A Note for Founders Outside the Big Hubs
You do not need to be in San Francisco. B2B customers buy outcomes, not zip codes, and investor outreach crosses borders when it's targeted properly. Founders in Toronto, London, Sydney, Austin, or anywhere else run this exact sequence; the only adjustment is the map you source companies and investors from.
Frequently asked questions
Where do I actually start if I have nothing yet?
Start with a problem, not an idea. Pick an industry you can reach, talk to 20-30 operators inside it, and write down what they already pay to work around. A B2B startup begins the day you can describe one company’s expensive problem better than they can, everything else (product, funding, brand) comes after.
Do I need funding to start a B2B startup?
Usually not at the very start. Most early B2B startups think the problem is capital when the problem is distribution.
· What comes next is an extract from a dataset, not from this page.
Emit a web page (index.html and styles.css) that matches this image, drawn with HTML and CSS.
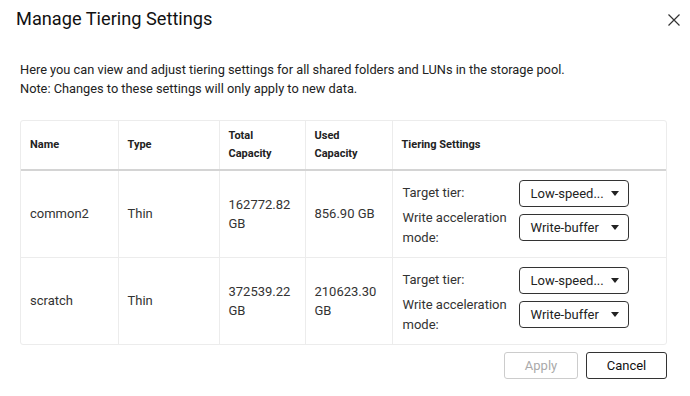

Your first ten customers can be won with research and by-hand outreach that costs time, not money, and the traction they represent is what makes raising dramatically easier later.
How do I know if my B2B product is good enough to sell?
A B2B product is good enough when one specific type of company can go from "never heard of you" to "this kills a pain we pay for" in a single demo. If you need ten minutes of context before the value lands, the product is either too broad or aimed at the wrong buyer, narrow it before you scale outreach.
How long does it take to get first B2B customers?
With focused, researched outreach to 50-100 well-filtered companies, first real conversations typically start within 2-4 weeks and first paying or pilot customers within 1-3 months. Spray-and-pray takes longer, burns your domain, and poisons the market you wanted to sell into.